== GIVEN TASK ==
Count how many lines of the material below have the word "screenshot" and give only the number.

== DATASET EXCERPTS ==

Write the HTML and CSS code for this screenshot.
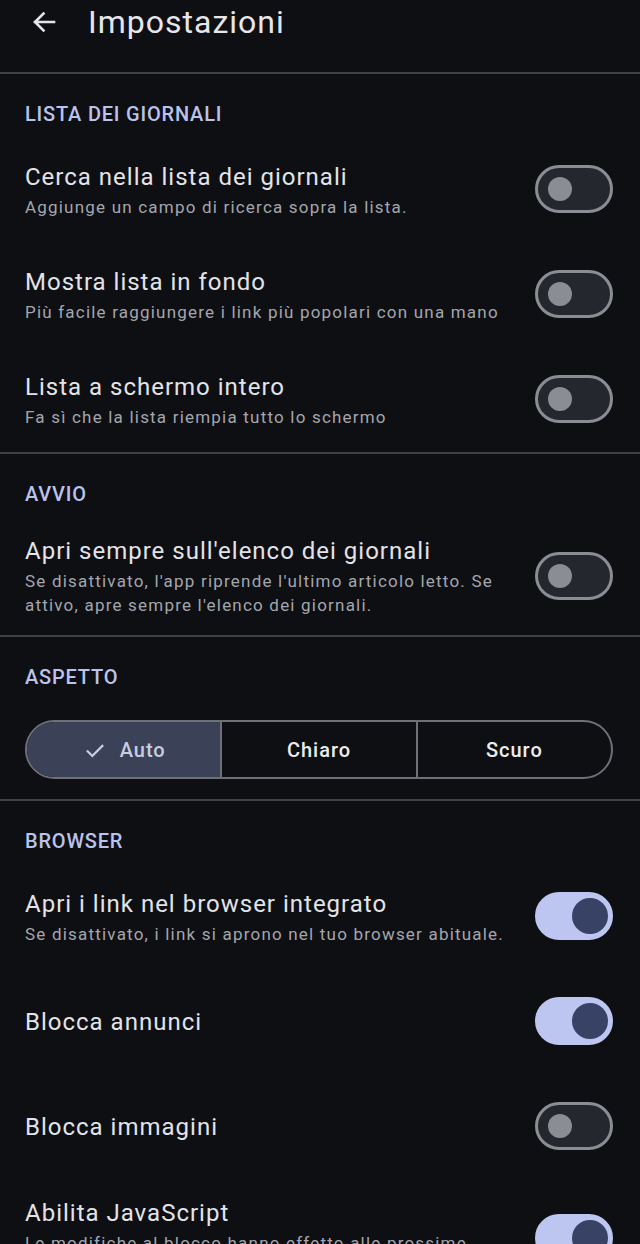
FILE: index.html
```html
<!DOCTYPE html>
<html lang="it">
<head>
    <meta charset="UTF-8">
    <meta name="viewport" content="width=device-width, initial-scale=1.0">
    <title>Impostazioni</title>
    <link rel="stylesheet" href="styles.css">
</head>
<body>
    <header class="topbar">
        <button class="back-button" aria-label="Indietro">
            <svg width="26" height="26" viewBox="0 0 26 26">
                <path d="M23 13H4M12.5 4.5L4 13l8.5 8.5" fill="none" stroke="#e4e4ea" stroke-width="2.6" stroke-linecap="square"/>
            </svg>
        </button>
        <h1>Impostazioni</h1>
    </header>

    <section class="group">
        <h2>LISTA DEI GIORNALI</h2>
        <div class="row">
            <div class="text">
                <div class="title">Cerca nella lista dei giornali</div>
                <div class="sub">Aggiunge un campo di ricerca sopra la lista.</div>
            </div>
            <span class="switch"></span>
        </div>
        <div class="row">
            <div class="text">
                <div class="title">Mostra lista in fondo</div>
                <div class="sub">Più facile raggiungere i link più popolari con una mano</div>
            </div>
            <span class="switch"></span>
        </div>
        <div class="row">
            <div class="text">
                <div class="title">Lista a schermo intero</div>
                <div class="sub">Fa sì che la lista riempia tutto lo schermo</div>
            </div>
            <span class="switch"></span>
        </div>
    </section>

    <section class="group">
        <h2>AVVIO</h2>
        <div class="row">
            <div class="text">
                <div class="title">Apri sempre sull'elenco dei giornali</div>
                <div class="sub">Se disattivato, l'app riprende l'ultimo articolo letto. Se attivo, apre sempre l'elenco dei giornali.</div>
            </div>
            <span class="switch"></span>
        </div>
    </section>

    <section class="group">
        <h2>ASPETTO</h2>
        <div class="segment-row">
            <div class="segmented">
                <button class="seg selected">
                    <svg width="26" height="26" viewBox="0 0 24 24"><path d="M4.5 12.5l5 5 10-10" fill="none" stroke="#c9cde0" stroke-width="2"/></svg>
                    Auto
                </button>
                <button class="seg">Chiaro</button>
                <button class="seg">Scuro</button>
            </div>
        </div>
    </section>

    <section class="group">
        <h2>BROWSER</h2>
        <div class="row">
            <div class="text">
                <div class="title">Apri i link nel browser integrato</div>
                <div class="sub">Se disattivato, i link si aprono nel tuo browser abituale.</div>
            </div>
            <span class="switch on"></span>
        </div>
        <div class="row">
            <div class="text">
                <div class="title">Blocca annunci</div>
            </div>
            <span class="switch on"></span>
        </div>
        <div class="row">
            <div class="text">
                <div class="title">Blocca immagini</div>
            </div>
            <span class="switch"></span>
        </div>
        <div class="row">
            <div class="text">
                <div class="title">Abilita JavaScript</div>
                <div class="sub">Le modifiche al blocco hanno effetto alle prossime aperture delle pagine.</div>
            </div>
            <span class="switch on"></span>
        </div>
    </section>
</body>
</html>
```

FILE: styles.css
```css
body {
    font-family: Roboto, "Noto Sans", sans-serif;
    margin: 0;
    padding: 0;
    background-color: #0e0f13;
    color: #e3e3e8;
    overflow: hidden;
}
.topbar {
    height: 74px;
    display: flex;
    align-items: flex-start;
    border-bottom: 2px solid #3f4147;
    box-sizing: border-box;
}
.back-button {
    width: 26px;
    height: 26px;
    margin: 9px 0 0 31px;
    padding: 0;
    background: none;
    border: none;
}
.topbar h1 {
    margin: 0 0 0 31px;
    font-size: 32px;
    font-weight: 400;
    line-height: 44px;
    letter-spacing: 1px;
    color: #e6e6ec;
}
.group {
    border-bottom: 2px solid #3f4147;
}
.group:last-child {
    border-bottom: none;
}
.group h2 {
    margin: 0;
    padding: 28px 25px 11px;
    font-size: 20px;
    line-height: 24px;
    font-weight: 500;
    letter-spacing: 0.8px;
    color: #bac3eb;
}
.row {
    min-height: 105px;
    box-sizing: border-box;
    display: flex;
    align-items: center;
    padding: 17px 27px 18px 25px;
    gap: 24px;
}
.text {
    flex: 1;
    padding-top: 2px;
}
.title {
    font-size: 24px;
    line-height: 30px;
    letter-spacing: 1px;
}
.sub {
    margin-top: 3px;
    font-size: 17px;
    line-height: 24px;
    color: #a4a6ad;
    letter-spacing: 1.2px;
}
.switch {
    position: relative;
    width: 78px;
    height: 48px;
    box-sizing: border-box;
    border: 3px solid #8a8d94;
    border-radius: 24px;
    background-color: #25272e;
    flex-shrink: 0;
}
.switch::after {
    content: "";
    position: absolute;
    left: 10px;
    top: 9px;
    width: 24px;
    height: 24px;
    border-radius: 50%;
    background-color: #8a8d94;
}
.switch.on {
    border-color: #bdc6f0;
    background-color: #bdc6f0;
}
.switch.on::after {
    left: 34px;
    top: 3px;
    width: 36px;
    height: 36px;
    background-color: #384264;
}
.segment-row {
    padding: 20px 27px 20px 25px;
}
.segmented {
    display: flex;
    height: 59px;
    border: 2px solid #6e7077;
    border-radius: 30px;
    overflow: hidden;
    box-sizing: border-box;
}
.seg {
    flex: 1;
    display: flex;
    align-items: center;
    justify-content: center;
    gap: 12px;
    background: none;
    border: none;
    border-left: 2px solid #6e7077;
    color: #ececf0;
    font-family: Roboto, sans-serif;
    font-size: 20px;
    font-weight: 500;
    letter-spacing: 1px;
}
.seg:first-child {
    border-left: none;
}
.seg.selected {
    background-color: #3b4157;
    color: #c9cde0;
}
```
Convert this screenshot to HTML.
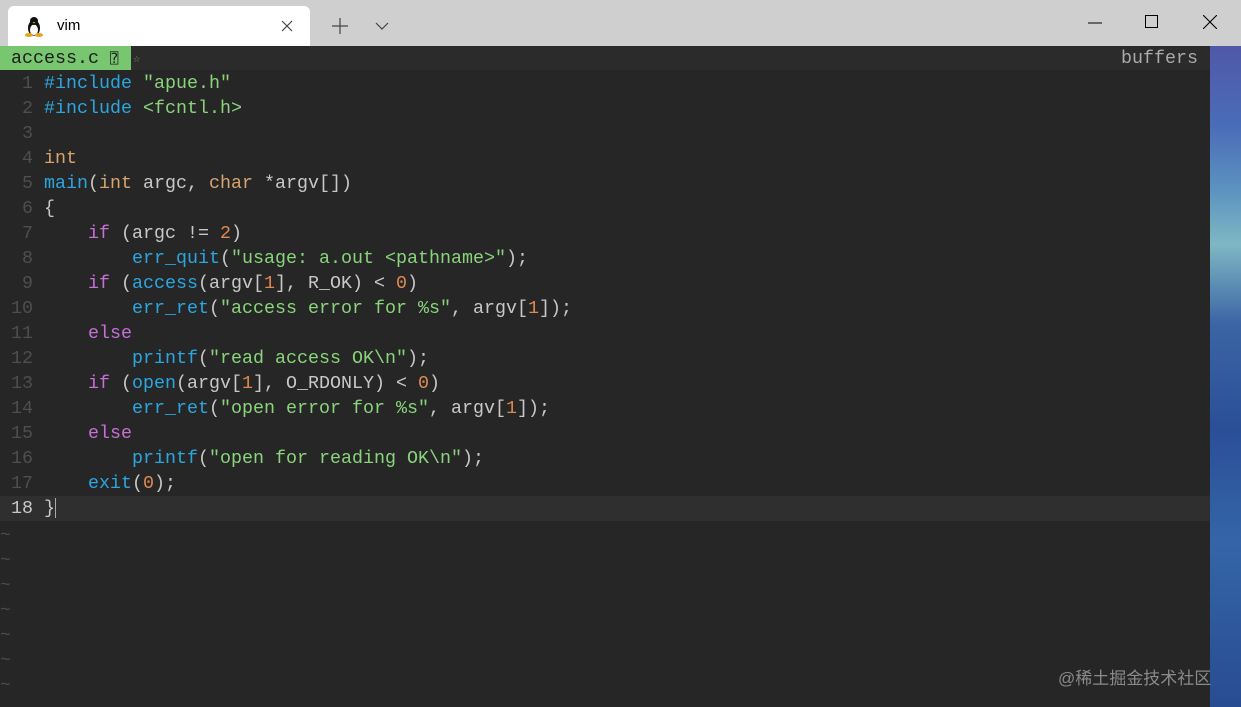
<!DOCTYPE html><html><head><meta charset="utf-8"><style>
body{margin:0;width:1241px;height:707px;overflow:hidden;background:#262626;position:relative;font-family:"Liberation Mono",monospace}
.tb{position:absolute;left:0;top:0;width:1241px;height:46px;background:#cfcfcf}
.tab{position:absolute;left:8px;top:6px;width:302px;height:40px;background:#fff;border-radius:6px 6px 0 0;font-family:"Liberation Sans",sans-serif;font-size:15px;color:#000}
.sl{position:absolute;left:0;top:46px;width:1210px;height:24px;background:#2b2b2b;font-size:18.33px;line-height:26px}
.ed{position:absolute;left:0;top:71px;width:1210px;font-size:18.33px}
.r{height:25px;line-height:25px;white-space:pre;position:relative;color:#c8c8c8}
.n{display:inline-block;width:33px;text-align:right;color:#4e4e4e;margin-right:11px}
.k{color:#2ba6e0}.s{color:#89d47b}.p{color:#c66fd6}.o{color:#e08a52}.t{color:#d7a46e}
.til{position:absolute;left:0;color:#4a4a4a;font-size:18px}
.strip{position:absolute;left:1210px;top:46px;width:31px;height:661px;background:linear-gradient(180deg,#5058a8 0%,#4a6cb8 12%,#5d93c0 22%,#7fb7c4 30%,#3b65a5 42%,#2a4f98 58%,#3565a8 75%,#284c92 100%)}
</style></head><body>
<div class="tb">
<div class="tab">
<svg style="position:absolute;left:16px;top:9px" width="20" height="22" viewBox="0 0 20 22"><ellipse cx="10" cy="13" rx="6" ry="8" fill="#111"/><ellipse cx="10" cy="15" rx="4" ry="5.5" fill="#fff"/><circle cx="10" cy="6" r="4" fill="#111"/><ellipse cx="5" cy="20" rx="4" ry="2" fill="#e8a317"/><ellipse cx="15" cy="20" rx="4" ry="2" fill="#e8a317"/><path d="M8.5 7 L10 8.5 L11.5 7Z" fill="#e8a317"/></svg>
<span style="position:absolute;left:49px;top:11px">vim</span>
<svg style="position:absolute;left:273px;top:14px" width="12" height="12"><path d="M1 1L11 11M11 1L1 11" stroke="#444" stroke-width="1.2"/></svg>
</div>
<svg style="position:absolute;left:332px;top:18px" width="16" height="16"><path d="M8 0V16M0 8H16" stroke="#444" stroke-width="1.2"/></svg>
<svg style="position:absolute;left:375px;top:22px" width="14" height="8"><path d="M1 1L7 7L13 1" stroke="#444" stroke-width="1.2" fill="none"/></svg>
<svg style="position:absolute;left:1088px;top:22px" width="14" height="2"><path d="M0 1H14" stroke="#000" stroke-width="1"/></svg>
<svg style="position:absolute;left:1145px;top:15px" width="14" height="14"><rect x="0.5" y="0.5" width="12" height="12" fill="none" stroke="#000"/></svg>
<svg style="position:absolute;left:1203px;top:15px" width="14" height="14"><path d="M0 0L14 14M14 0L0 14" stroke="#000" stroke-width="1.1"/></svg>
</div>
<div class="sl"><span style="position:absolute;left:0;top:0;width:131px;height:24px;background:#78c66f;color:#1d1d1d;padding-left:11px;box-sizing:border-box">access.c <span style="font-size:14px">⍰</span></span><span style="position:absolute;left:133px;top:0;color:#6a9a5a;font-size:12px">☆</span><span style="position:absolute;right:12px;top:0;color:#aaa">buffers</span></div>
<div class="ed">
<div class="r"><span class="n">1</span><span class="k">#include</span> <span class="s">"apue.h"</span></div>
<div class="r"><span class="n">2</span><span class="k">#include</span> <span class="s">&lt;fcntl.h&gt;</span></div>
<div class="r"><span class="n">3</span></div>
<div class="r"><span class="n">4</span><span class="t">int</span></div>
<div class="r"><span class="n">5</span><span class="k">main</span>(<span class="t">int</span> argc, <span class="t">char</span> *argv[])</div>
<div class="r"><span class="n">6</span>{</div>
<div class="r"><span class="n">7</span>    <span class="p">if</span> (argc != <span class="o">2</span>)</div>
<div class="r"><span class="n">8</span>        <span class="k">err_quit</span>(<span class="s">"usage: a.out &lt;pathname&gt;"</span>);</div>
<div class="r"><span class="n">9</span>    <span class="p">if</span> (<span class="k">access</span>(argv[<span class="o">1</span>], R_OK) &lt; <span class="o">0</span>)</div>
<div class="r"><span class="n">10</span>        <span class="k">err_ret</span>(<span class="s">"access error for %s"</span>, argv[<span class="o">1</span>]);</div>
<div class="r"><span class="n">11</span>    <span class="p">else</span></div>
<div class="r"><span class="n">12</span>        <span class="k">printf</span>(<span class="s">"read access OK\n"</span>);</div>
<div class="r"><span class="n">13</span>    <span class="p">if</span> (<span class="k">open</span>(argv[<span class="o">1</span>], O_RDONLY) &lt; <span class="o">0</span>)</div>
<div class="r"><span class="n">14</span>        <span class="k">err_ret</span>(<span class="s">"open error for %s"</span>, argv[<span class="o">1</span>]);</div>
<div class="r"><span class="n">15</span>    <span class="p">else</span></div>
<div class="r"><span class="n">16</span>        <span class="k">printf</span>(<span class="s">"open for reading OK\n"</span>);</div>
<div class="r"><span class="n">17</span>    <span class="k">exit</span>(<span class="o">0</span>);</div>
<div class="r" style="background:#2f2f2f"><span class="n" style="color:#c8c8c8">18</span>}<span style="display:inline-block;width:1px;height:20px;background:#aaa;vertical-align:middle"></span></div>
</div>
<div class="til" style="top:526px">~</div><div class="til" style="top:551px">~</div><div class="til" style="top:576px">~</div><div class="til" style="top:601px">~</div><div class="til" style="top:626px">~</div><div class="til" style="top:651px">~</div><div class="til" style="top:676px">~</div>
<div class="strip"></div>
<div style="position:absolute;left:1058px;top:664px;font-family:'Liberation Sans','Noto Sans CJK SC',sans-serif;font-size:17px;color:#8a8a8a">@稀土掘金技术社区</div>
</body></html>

== EXERCISE ANSWER ==
2